The task: Reproduce all the lines below exactly and omit the images.

Information shown:
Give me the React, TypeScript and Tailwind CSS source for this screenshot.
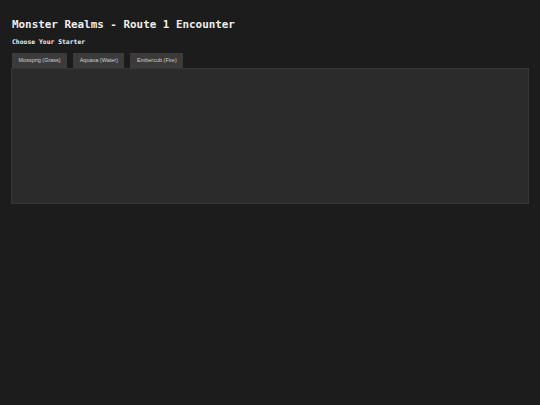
import React, { useState } from 'react';

const starters = ['Mossprig (Grass)', 'Aquava (Water)', 'Embercub (Fire)'];

export default function App() {
    const [selected, setSelected] = useState<number | null>(null);

    return (
        <div className="min-h-[405px] w-full bg-[#1c1c1c] px-[11px] pt-[18px] text-[#eeeeee]">
            <h1 className="pl-px font-['DejaVu_Sans_Mono',monospace] text-[10.9px] font-bold leading-[14px]">
                Monster Realms - Route 1 Encounter
            </h1>
            <h2 className="mt-[6px] pl-px font-['DejaVu_Sans_Mono',monospace] text-[6.4px] font-bold leading-[9px]">
                Choose Your Starter
            </h2>

            {/* Starter tabs */}
            <div className="mt-[6px] flex gap-[6px] pl-px">
                {starters.map((name, i) => (
                    <button
                        key={name}
                        onClick={() => setSelected(i)}
                        className={`h-[15px] px-[6.5px] font-['Liberation_Sans',Arial,sans-serif] text-[5.5px] text-[#cfcfcf] ${
                            selected === i ? 'bg-[#4a4a4a]' : 'bg-[#3b3b3b]'
                        }`}
                    >
                        {name}
                    </button>
                ))}
            </div>

            {/* Encounter panel */}
            <div className="h-[136px] w-[518px] border border-[#373737] bg-[#2b2b2b]" />
        </div>
    );
}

Solution to the exercise:
Give me the React, TypeScript and Tailwind CSS source for this screenshot.
import React, { useState } from 'react';

const starters = ['Mossprig (Grass)', 'Aquava (Water)', 'Embercub (Fire)'];

export default function App() {
    const [selected, setSelected] = useState<number | null>(null);

    return (
        <div className="min-h-[405px] w-full bg-[#1c1c1c] px-[11px] pt-[18px] text-[#eeeeee]">
            <h1 className="pl-px font-['DejaVu_Sans_Mono',monospace] text-[10.9px] font-bold leading-[14px]">
                Monster Realms - Route 1 Encounter
            </h1>
            <h2 className="mt-[6px] pl-px font-['DejaVu_Sans_Mono',monospace] text-[6.4px] font-bold leading-[9px]">
                Choose Your Starter
            </h2>

            {/* Starter tabs */}
            <div className="mt-[6px] flex gap-[6px] pl-px">
                {starters.map((name, i) => (
                    <button
                        key={name}
                        onClick={() => setSelected(i)}
                        className={`h-[15px] px-[6.5px] font-['Liberation_Sans',Arial,sans-serif] text-[5.5px] text-[#cfcfcf] ${
                            selected === i ? 'bg-[#4a4a4a]' : 'bg-[#3b3b3b]'
                        }`}
                    >
                        {name}
                    </button>
                ))}
            </div>

            {/* Encounter panel */}
            <div className="h-[136px] w-[518px] border border-[#373737] bg-[#2b2b2b]" />
        </div>
    );
}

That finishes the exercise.